Locate the string "code" in the listing below. Copy every line where it is found.

============

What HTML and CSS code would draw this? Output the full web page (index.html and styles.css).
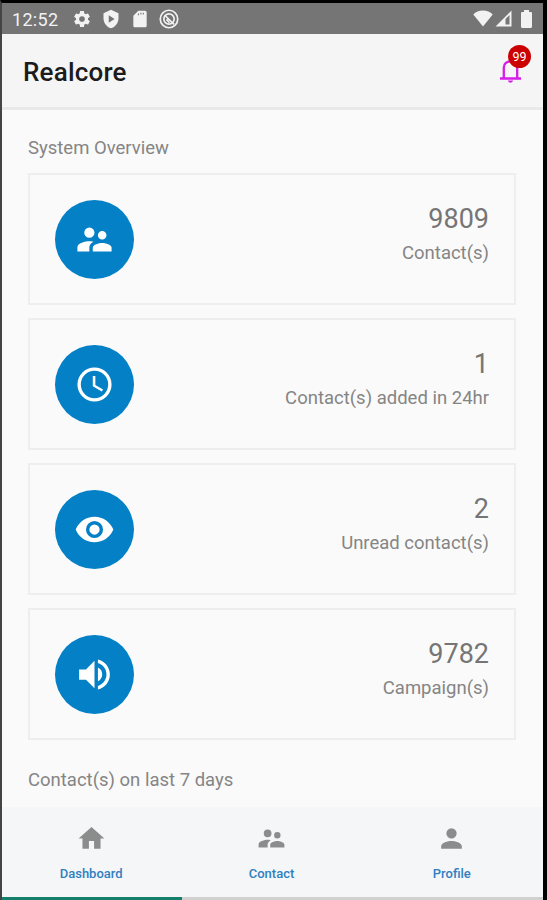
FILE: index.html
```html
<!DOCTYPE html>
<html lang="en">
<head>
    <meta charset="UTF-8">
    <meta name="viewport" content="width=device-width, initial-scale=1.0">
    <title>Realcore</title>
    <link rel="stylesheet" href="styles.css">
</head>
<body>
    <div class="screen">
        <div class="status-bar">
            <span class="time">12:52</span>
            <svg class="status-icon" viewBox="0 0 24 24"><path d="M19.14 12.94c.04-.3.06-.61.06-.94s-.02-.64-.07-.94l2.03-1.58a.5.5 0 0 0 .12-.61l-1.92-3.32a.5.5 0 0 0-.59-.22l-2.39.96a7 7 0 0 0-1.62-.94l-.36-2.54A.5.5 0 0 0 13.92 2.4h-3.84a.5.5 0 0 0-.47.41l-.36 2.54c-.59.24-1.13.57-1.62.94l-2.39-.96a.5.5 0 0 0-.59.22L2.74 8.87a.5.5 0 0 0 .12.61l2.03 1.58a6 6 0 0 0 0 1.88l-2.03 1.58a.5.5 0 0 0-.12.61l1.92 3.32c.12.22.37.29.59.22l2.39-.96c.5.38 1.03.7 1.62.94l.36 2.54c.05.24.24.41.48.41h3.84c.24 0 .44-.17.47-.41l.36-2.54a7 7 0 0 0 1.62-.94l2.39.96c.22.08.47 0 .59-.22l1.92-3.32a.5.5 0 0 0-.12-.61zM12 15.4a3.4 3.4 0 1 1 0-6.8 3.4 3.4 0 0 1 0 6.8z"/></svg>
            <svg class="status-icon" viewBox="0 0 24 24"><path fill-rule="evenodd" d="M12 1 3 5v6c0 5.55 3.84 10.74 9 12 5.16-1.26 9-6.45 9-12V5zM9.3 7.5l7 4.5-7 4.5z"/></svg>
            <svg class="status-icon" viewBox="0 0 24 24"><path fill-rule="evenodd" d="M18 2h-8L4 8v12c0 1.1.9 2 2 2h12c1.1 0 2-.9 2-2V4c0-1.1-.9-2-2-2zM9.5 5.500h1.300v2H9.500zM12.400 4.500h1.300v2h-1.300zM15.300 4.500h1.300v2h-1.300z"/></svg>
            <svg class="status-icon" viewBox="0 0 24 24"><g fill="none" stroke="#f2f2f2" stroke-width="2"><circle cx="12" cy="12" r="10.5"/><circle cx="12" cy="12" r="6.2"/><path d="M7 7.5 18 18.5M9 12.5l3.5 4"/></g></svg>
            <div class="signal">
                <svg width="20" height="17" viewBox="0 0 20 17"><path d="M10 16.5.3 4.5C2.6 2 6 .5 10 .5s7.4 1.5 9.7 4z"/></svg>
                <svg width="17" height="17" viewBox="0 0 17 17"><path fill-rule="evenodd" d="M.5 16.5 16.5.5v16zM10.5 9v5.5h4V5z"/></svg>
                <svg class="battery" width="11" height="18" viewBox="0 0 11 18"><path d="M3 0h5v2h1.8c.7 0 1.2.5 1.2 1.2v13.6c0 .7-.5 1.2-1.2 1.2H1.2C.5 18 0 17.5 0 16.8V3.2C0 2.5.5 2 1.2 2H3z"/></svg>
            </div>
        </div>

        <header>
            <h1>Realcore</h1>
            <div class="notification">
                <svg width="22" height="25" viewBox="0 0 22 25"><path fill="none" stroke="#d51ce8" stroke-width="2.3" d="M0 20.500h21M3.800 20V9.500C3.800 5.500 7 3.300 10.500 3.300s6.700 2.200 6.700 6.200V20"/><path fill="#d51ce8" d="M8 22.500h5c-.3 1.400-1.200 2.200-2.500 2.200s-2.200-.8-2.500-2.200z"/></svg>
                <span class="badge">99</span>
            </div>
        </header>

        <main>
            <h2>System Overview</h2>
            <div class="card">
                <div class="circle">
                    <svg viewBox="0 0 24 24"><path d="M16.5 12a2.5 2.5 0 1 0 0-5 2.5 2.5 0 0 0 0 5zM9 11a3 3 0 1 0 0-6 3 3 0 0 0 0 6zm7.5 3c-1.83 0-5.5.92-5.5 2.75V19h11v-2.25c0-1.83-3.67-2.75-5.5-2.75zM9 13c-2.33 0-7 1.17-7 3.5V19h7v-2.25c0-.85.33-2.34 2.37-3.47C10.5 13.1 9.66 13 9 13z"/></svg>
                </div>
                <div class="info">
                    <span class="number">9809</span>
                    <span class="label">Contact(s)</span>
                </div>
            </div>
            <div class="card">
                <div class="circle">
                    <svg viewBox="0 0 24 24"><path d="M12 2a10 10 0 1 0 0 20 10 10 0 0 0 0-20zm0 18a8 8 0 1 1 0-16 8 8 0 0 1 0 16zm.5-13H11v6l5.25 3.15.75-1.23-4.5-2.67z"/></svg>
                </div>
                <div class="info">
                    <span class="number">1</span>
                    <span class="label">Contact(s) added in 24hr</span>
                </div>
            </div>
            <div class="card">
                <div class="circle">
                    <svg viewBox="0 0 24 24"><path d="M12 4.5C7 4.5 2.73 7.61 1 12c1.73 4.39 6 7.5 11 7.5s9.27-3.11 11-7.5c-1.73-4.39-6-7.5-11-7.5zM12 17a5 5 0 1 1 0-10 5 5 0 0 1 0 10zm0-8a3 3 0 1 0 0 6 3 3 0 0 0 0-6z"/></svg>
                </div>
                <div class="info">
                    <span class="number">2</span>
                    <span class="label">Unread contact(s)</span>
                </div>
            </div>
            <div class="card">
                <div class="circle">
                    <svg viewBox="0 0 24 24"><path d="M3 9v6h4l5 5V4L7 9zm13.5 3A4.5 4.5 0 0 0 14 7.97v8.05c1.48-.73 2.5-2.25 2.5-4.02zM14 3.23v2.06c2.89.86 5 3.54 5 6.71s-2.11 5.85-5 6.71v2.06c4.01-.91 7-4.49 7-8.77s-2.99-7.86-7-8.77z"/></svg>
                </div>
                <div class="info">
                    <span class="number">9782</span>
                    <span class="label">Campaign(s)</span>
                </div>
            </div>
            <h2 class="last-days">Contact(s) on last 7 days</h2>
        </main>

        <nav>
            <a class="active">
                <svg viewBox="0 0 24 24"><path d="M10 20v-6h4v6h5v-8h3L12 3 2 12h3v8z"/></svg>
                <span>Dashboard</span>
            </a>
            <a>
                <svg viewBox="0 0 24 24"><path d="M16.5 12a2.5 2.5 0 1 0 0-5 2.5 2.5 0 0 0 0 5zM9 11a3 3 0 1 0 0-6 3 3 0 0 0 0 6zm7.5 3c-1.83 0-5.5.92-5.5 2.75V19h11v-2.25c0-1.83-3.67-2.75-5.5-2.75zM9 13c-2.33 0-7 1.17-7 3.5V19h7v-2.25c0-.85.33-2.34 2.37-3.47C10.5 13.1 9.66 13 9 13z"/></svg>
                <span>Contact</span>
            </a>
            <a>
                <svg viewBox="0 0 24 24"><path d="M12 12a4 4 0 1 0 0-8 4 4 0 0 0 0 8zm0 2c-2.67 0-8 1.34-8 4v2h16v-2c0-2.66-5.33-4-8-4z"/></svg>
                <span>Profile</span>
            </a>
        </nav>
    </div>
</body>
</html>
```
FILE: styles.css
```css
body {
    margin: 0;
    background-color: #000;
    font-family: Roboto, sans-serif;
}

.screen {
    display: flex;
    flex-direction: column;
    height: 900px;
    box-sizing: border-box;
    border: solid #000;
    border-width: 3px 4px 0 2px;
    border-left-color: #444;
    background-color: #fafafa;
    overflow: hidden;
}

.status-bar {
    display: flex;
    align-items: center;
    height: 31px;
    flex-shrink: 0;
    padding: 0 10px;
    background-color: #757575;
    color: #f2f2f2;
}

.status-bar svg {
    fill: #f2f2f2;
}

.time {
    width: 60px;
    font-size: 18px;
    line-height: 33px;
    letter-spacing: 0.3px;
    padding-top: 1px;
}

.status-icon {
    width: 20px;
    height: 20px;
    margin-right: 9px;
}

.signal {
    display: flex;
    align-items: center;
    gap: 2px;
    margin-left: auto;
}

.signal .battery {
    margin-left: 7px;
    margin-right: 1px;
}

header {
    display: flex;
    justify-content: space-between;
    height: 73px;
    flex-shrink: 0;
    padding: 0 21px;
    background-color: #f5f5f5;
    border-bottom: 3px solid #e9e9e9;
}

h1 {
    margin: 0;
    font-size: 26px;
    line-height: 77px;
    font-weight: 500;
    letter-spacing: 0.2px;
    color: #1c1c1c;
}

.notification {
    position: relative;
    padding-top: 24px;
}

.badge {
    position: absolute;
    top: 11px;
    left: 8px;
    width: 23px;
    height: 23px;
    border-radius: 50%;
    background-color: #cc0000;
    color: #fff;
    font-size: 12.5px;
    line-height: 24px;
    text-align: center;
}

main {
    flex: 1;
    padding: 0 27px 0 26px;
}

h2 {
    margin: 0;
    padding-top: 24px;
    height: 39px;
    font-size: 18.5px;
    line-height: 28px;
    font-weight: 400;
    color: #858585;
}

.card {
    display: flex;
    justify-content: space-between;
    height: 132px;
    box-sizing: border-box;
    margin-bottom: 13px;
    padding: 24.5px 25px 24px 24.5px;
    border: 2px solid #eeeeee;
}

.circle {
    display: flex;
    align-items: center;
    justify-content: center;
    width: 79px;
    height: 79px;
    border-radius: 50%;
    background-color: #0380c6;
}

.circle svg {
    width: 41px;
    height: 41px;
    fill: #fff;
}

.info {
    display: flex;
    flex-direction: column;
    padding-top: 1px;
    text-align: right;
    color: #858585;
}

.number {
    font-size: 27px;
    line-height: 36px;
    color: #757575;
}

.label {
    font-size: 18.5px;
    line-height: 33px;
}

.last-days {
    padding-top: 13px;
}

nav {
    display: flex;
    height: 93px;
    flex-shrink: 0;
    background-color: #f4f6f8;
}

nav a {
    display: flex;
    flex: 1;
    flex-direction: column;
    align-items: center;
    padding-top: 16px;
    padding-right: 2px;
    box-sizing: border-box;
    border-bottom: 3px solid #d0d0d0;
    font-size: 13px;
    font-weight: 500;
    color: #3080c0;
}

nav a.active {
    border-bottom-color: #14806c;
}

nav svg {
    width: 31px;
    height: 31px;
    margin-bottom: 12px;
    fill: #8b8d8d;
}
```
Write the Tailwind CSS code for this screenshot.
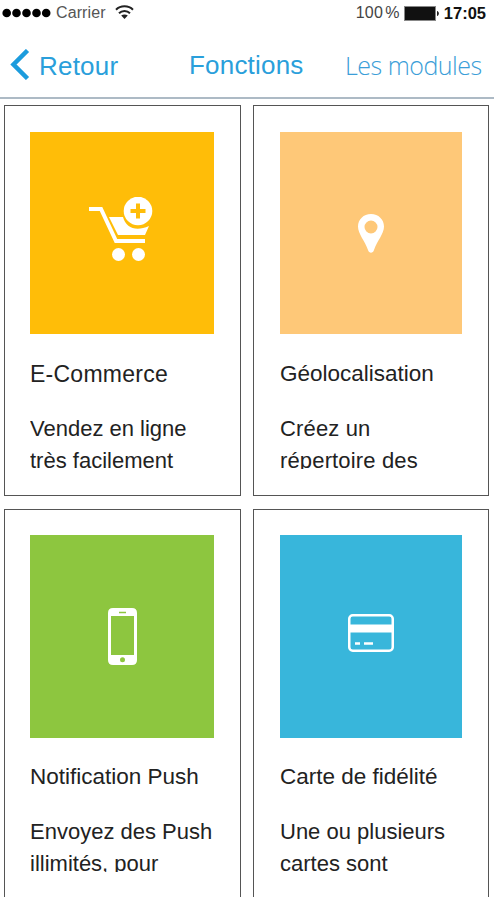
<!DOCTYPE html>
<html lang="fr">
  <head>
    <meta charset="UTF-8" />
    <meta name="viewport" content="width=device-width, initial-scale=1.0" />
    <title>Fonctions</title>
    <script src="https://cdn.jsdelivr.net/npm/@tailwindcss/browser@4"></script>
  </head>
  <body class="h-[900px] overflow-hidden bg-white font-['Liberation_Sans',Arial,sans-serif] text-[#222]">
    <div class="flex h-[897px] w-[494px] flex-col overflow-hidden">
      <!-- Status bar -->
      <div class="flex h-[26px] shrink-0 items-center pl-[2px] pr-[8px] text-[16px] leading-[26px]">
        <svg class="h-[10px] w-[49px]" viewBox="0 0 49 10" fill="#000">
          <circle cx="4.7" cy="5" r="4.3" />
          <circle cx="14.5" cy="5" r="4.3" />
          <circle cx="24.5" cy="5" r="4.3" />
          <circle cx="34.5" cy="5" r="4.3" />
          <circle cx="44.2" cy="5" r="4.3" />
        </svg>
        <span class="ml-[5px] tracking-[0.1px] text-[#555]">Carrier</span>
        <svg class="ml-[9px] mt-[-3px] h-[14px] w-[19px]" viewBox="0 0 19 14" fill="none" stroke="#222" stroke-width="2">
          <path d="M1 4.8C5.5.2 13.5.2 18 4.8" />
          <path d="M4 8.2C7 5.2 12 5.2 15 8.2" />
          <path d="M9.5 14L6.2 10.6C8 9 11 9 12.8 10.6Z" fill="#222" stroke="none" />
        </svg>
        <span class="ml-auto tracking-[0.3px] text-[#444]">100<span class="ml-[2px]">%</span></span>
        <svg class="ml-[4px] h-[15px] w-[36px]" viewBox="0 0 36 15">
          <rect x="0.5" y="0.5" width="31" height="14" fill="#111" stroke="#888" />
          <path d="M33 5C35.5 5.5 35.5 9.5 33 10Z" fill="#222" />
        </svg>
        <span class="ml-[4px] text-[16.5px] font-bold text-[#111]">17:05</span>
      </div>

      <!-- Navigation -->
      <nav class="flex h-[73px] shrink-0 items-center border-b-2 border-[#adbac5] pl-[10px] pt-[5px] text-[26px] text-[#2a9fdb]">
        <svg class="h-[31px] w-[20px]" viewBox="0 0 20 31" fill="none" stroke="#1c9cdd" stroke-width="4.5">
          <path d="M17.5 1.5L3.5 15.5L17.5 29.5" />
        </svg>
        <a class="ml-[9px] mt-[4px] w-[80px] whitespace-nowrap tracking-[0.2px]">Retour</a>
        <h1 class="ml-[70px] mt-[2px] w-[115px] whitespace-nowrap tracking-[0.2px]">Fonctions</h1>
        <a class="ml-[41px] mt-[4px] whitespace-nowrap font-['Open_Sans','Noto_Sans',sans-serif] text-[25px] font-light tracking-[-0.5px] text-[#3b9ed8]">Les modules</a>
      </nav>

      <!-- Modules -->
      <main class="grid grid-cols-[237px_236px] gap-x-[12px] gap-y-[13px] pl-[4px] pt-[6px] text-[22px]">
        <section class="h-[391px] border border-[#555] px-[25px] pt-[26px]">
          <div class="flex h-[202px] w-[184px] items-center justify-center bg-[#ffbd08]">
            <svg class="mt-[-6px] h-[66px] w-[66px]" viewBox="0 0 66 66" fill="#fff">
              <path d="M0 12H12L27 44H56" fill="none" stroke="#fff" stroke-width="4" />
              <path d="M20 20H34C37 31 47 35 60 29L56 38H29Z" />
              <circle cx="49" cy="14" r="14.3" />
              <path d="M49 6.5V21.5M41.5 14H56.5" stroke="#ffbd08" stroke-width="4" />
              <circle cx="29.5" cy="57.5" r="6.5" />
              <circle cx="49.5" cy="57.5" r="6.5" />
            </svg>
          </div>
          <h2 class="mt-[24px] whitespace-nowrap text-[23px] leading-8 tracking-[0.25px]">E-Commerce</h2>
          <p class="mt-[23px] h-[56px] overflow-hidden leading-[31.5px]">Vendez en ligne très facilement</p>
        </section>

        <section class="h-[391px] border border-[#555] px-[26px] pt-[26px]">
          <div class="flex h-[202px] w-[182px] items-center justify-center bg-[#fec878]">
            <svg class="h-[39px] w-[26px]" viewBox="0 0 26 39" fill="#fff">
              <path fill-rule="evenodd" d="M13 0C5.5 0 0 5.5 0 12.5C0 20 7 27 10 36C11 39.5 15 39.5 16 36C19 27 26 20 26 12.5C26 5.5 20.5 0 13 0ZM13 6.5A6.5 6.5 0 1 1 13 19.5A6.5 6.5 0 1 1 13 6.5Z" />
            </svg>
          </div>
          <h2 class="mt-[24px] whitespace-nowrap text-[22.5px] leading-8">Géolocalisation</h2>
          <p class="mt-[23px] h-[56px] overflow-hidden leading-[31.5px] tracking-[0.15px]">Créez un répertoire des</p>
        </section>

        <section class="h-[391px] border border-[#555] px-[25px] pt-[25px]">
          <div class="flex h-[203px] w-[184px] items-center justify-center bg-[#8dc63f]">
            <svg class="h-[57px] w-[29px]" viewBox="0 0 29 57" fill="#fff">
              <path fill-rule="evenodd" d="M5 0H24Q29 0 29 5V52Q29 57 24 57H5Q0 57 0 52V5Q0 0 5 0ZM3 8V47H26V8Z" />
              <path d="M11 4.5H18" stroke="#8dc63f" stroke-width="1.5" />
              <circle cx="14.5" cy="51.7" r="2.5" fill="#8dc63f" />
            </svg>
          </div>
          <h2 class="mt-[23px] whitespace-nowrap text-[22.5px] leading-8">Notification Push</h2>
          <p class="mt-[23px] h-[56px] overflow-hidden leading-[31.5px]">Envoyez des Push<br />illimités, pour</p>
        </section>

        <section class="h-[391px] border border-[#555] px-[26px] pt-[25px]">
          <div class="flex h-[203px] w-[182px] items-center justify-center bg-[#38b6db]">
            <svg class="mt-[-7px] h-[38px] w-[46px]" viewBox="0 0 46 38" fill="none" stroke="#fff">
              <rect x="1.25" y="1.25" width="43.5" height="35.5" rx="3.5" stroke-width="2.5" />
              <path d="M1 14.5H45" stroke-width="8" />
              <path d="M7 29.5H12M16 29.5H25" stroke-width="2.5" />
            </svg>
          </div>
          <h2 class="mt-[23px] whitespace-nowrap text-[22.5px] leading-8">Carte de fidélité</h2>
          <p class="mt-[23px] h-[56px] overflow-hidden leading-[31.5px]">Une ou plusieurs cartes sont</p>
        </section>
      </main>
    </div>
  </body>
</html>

============

→ Exercise answer
What HTML and CSS code would draw this? Output the full web page (index.html and styles.css).
Write the Tailwind CSS code for this screenshot.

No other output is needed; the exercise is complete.